Task goal: Write out the material exactly, leaving every picture behind.

Data section:
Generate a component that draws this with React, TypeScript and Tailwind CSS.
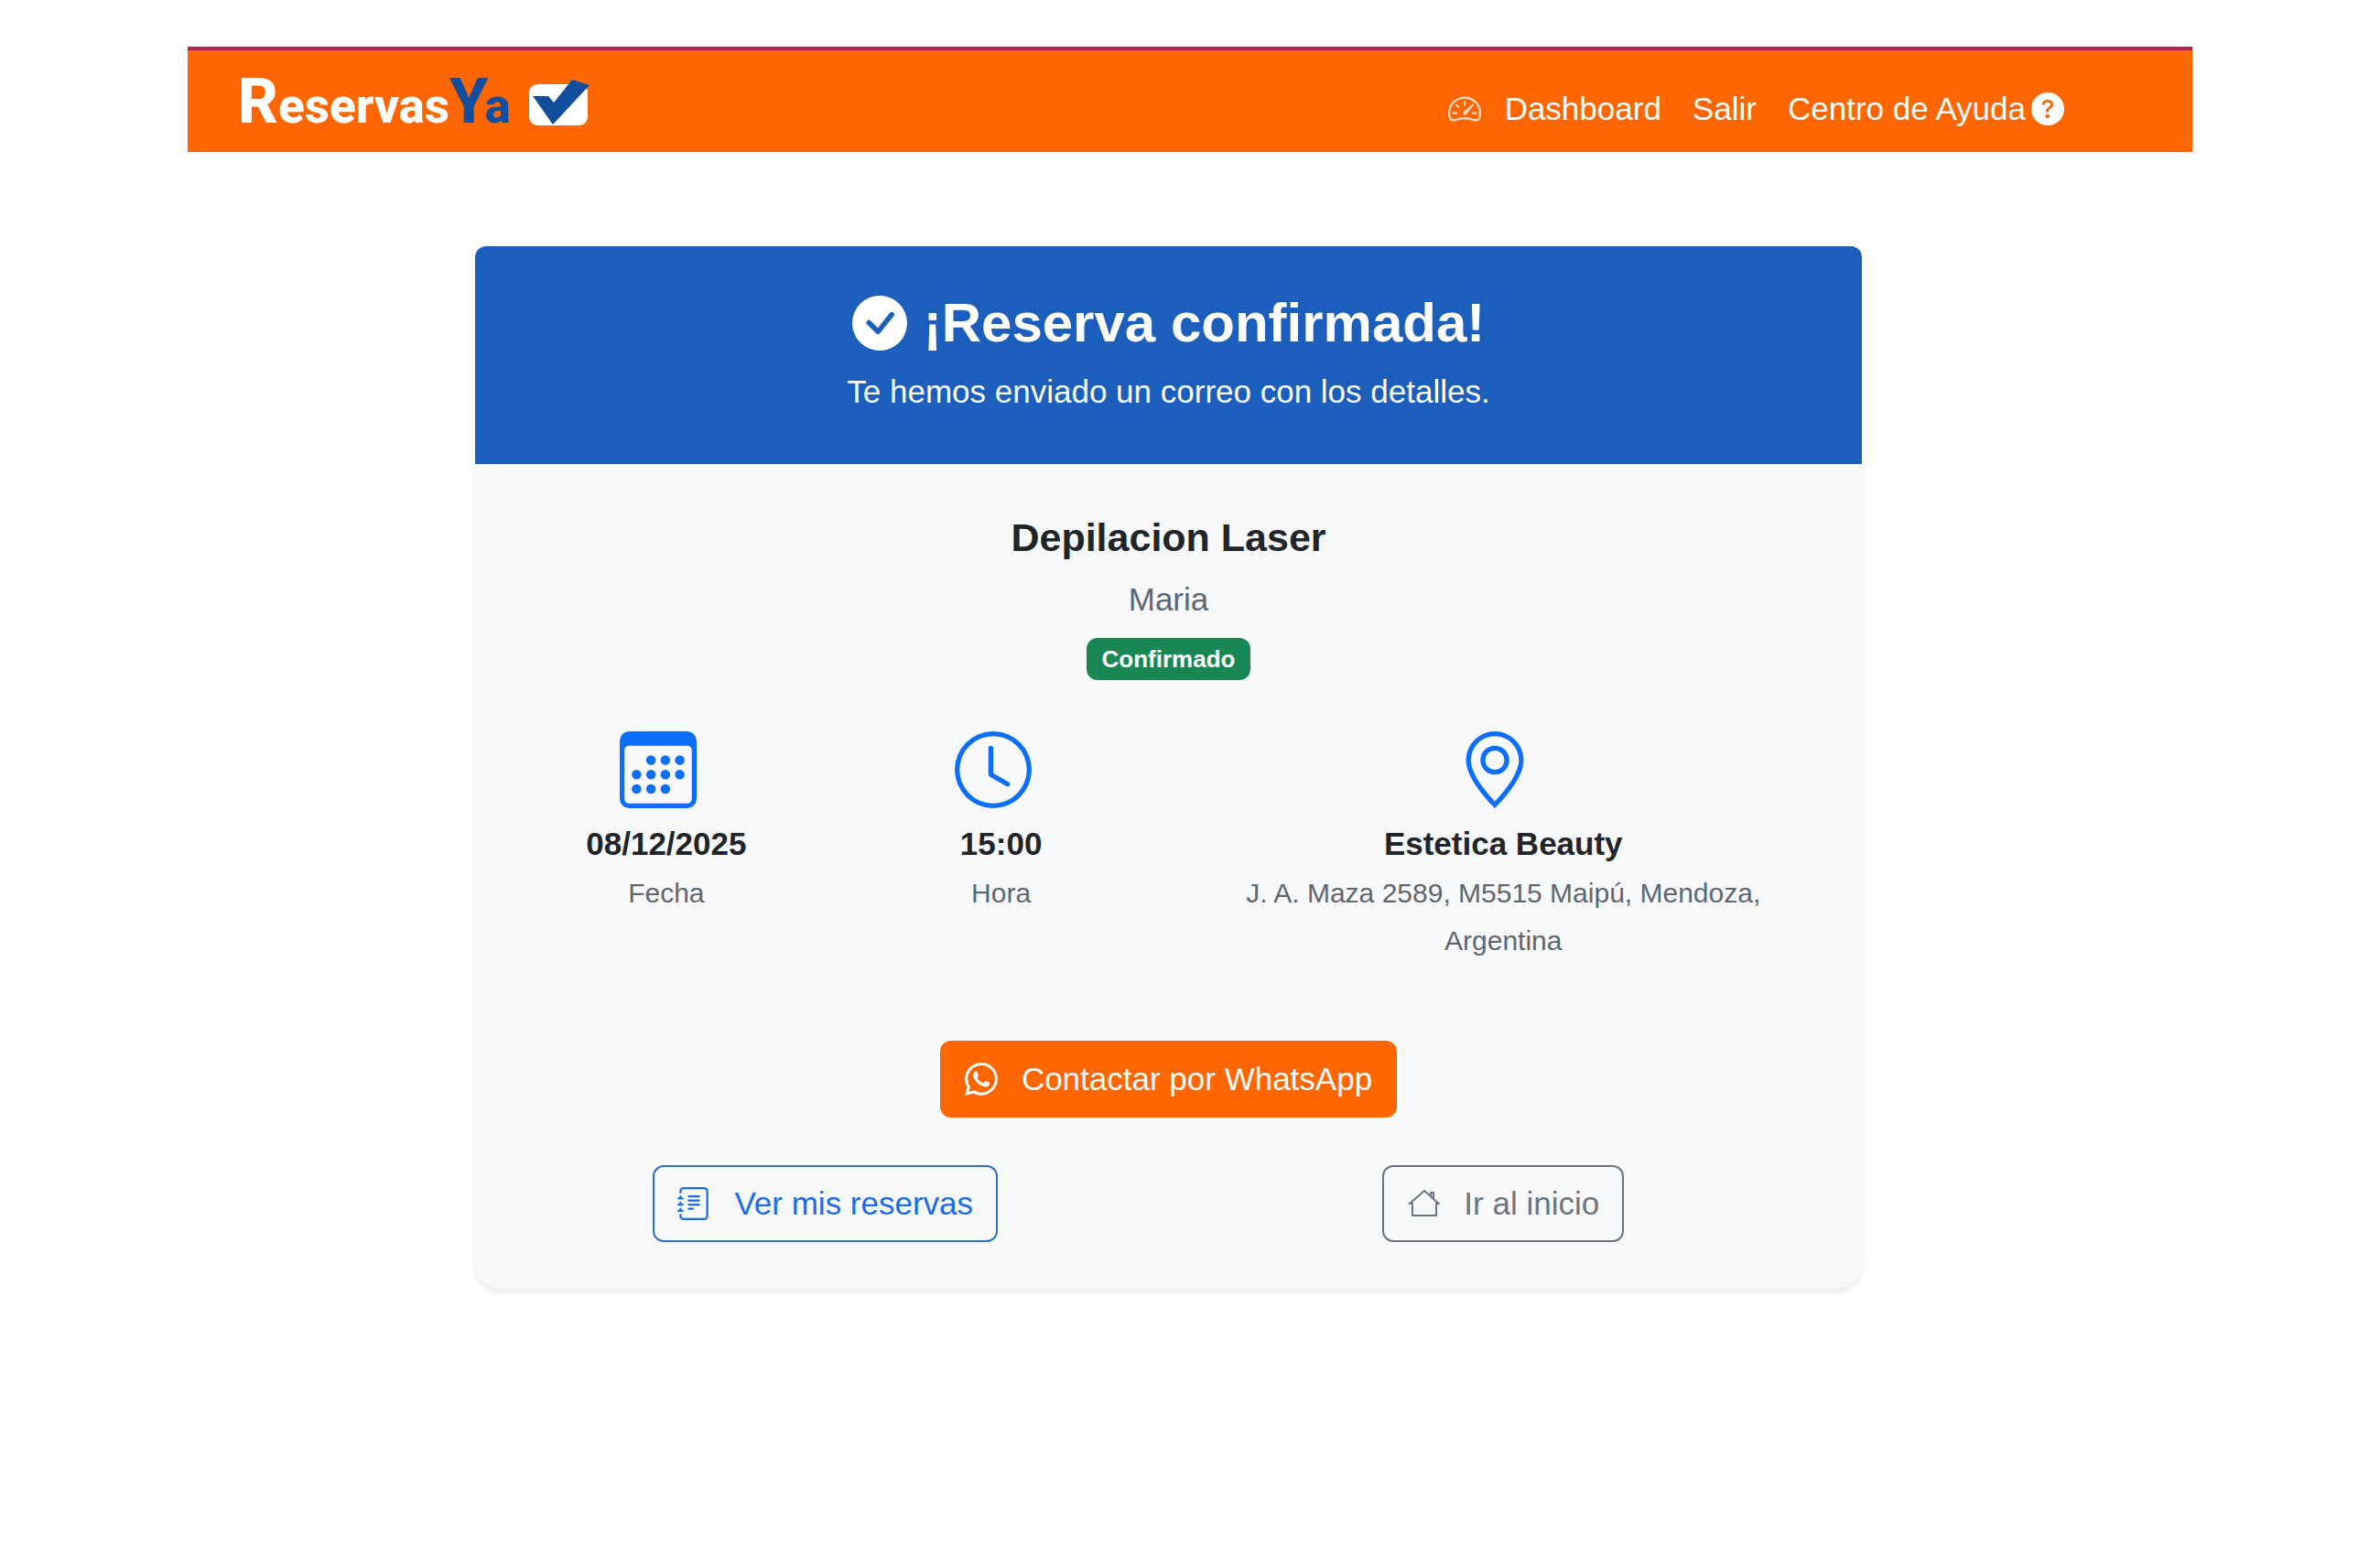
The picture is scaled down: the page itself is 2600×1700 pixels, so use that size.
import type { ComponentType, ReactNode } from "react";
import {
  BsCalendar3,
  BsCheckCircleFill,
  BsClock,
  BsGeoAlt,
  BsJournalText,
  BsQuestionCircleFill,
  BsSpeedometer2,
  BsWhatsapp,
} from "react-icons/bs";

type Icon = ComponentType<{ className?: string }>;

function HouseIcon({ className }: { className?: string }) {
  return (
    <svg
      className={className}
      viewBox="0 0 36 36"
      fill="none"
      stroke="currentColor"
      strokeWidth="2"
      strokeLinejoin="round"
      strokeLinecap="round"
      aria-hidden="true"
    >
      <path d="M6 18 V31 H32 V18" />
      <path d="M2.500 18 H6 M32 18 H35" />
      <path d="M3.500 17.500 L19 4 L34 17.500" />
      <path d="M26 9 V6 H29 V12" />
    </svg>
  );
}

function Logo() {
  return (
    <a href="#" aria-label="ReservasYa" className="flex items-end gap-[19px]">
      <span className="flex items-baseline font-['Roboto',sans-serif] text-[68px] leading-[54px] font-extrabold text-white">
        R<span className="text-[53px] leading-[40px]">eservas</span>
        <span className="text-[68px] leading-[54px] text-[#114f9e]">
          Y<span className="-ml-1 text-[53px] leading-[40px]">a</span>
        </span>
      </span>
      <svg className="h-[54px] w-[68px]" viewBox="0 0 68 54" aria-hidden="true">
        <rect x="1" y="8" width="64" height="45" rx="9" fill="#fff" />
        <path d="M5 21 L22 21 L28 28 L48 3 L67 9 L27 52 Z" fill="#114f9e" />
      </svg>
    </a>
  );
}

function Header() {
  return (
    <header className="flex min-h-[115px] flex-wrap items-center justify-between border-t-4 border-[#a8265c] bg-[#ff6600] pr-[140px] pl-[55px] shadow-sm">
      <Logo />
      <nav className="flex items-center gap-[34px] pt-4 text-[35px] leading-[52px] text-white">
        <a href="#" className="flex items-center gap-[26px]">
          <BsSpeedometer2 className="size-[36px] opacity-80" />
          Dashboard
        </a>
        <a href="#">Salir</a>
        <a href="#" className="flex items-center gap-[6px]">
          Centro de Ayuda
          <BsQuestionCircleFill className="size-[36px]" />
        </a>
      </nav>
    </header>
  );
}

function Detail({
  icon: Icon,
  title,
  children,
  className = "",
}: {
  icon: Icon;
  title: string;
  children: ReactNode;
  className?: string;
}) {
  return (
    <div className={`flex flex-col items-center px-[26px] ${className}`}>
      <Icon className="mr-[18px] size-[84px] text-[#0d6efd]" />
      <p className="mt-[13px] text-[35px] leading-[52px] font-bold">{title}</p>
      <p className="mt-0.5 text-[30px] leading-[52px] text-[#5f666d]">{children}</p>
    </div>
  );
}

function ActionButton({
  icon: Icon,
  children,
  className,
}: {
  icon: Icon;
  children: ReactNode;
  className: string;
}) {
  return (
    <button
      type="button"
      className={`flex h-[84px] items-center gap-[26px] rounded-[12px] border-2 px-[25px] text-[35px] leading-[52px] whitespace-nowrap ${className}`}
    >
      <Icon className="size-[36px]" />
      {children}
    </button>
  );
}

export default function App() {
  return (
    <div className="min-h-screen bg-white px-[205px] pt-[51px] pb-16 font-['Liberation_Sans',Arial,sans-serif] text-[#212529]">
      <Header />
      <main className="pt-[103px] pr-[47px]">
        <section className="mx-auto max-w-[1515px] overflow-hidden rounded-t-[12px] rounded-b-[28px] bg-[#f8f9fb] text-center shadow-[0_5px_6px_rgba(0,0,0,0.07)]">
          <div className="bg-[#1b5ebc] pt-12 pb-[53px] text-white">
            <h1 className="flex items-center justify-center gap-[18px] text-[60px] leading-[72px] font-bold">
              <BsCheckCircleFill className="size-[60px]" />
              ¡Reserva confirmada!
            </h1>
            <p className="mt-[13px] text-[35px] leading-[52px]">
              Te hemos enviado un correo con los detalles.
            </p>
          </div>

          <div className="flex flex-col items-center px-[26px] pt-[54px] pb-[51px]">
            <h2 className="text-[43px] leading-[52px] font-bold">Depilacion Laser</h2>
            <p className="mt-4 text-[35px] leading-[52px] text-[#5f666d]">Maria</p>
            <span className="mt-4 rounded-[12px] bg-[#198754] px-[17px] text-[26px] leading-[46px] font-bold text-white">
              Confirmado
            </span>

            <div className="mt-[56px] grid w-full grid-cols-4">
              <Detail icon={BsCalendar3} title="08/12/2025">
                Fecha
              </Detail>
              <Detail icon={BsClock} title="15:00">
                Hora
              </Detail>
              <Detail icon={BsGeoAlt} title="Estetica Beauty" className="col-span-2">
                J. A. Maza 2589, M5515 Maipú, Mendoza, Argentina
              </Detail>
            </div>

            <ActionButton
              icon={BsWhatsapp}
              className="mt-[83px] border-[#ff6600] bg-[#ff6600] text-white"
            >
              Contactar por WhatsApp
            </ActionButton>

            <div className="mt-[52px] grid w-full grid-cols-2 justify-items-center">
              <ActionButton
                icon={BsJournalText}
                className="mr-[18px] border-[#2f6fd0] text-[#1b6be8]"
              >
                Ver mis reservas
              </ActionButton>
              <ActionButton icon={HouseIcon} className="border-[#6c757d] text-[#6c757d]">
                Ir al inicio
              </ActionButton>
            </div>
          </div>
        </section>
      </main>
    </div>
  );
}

Exercise solution:
Generate a component that draws this with React, TypeScript and Tailwind CSS.
The picture is scaled down: the page itself is 2600×1700 pixels, so use that size.
import type { ComponentType, ReactNode } from "react";
import {
  BsCalendar3,
  BsCheckCircleFill,
  BsClock,
  BsGeoAlt,
  BsJournalText,
  BsQuestionCircleFill,
  BsSpeedometer2,
  BsWhatsapp,
} from "react-icons/bs";

type Icon = ComponentType<{ className?: string }>;

function HouseIcon({ className }: { className?: string }) {
  return (
    <svg
      className={className}
      viewBox="0 0 36 36"
      fill="none"
      stroke="currentColor"
      strokeWidth="2"
      strokeLinejoin="round"
      strokeLinecap="round"
      aria-hidden="true"
    >
      <path d="M6 18 V31 H32 V18" />
      <path d="M2.500 18 H6 M32 18 H35" />
      <path d="M3.500 17.500 L19 4 L34 17.500" />
      <path d="M26 9 V6 H29 V12" />
    </svg>
  );
}

function Logo() {
  return (
    <a href="#" aria-label="ReservasYa" className="flex items-end gap-[19px]">
      <span className="flex items-baseline font-['Roboto',sans-serif] text-[68px] leading-[54px] font-extrabold text-white">
        R<span className="text-[53px] leading-[40px]">eservas</span>
        <span className="text-[68px] leading-[54px] text-[#114f9e]">
          Y<span className="-ml-1 text-[53px] leading-[40px]">a</span>
        </span>
      </span>
      <svg className="h-[54px] w-[68px]" viewBox="0 0 68 54" aria-hidden="true">
        <rect x="1" y="8" width="64" height="45" rx="9" fill="#fff" />
        <path d="M5 21 L22 21 L28 28 L48 3 L67 9 L27 52 Z" fill="#114f9e" />
      </svg>
    </a>
  );
}

function Header() {
  return (
    <header className="flex min-h-[115px] flex-wrap items-center justify-between border-t-4 border-[#a8265c] bg-[#ff6600] pr-[140px] pl-[55px] shadow-sm">
      <Logo />
      <nav className="flex items-center gap-[34px] pt-4 text-[35px] leading-[52px] text-white">
        <a href="#" className="flex items-center gap-[26px]">
          <BsSpeedometer2 className="size-[36px] opacity-80" />
          Dashboard
        </a>
        <a href="#">Salir</a>
        <a href="#" className="flex items-center gap-[6px]">
          Centro de Ayuda
          <BsQuestionCircleFill className="size-[36px]" />
        </a>
      </nav>
    </header>
  );
}

function Detail({
  icon: Icon,
  title,
  children,
  className = "",
}: {
  icon: Icon;
  title: string;
  children: ReactNode;
  className?: string;
}) {
  return (
    <div className={`flex flex-col items-center px-[26px] ${className}`}>
      <Icon className="mr-[18px] size-[84px] text-[#0d6efd]" />
      <p className="mt-[13px] text-[35px] leading-[52px] font-bold">{title}</p>
      <p className="mt-0.5 text-[30px] leading-[52px] text-[#5f666d]">{children}</p>
    </div>
  );
}

function ActionButton({
  icon: Icon,
  children,
  className,
}: {
  icon: Icon;
  children: ReactNode;
  className: string;
}) {
  return (
    <button
      type="button"
      className={`flex h-[84px] items-center gap-[26px] rounded-[12px] border-2 px-[25px] text-[35px] leading-[52px] whitespace-nowrap ${className}`}
    >
      <Icon className="size-[36px]" />
      {children}
    </button>
  );
}

export default function App() {
  return (
    <div className="min-h-screen bg-white px-[205px] pt-[51px] pb-16 font-['Liberation_Sans',Arial,sans-serif] text-[#212529]">
      <Header />
      <main className="pt-[103px] pr-[47px]">
        <section className="mx-auto max-w-[1515px] overflow-hidden rounded-t-[12px] rounded-b-[28px] bg-[#f8f9fb] text-center shadow-[0_5px_6px_rgba(0,0,0,0.07)]">
          <div className="bg-[#1b5ebc] pt-12 pb-[53px] text-white">
            <h1 className="flex items-center justify-center gap-[18px] text-[60px] leading-[72px] font-bold">
              <BsCheckCircleFill className="size-[60px]" />
              ¡Reserva confirmada!
            </h1>
            <p className="mt-[13px] text-[35px] leading-[52px]">
              Te hemos enviado un correo con los detalles.
            </p>
          </div>

          <div className="flex flex-col items-center px-[26px] pt-[54px] pb-[51px]">
            <h2 className="text-[43px] leading-[52px] font-bold">Depilacion Laser</h2>
            <p className="mt-4 text-[35px] leading-[52px] text-[#5f666d]">Maria</p>
            <span className="mt-4 rounded-[12px] bg-[#198754] px-[17px] text-[26px] leading-[46px] font-bold text-white">
              Confirmado
            </span>

            <div className="mt-[56px] grid w-full grid-cols-4">
              <Detail icon={BsCalendar3} title="08/12/2025">
                Fecha
              </Detail>
              <Detail icon={BsClock} title="15:00">
                Hora
              </Detail>
              <Detail icon={BsGeoAlt} title="Estetica Beauty" className="col-span-2">
                J. A. Maza 2589, M5515 Maipú, Mendoza, Argentina
              </Detail>
            </div>

            <ActionButton
              icon={BsWhatsapp}
              className="mt-[83px] border-[#ff6600] bg-[#ff6600] text-white"
            >
              Contactar por WhatsApp
            </ActionButton>

            <div className="mt-[52px] grid w-full grid-cols-2 justify-items-center">
              <ActionButton
                icon={BsJournalText}
                className="mr-[18px] border-[#2f6fd0] text-[#1b6be8]"
              >
                Ver mis reservas
              </ActionButton>
              <ActionButton icon={HouseIcon} className="border-[#6c757d] text-[#6c757d]">
                Ir al inicio
              </ActionButton>
            </div>
          </div>
        </section>
      </main>
    </div>
  );
}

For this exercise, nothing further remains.